In any project or team, the most skilled or experienced members often struggle to avoid becoming the primary resource upon which success rests. Engineers enjoy a challenge, and it’s not uncommon to find that the ambitious ones take more and more under their belt if it means a chance to get some more time with a new tool, language, or system.
This is a great quality, and one that should be applauded. However, it also means that when your superstar engineer is out for vacation or leaves for new horizons, the hole they leave behind can be catastrophic. This is especially true when the skills and knowledge they take with them are intrinsically linked to the functionality of your systems and processes.
By implementing a platform thinking approach your investment in your observability stack transforms it into a platform of functionality and centralized knowledge which all engineers involved can tap into. Not only does this reduce pressure on your strongest team members, it also means if they leave you don’t have to find a fabled unicorn to replace them.

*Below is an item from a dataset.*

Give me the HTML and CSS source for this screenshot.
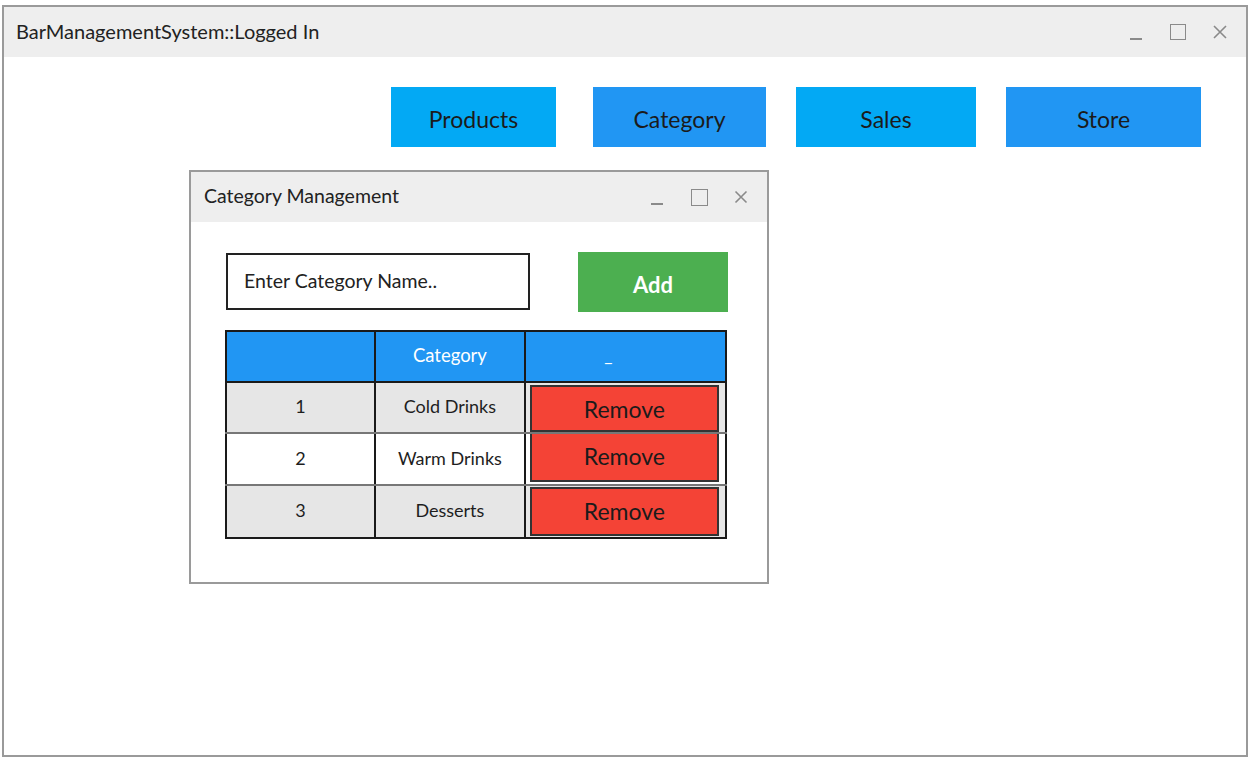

A platform thinking approach to the observability of your ecosystem enables every developer, engineer, analyst, and architect to contribute to and benefit from your observability stack.
Every participant will have access to pre-implemented tooling which is ready to integrate with their contributions. What’s more, when new technology is introduced, their deployment and configurations will be accessible so that others can implement the same without a substantial time investment.
This in turn significantly increases the productivity of everyone in your ecosystem. The front-end UI developers will be free to focus on front-end UI development. Your systems engineers and analysts can focus on new and creative ways to optimize instead of fixing errors caused by ineffective tracing or logging.
In short, a collectively owned observability platform enables everyone to focus on what they’re best at.
The aggregate time saved and pooling of both resources and expertise will have benefits felt by everyone involved. From a system-wide perspective, it will also close up those blind spots caused by poor or inconsistent implementation of observability tools and solutions.
You can loosely measure the efficacy of your observability stack by how often outages, bottlenecks, or major errors occur. If your observability stack is producing the intended results, then these will be few and far between.
With a platform thinking strategy the efficacy of your observability stack is multiplied as many times as there are active participants. Every single contributor is also a beneficiary, and each one increases the range and strength of your stack’s system-wide visibility and effectiveness. Each new participant brings new improvements.
By creating your observability process with a platform thinking led approach you’ll find yourself in possession of a highly efficacious observability stack. Everybody in your ecosystem will benefit from access to the tools it contains, and productivity of your technical teams will leap to levels it has never seen before.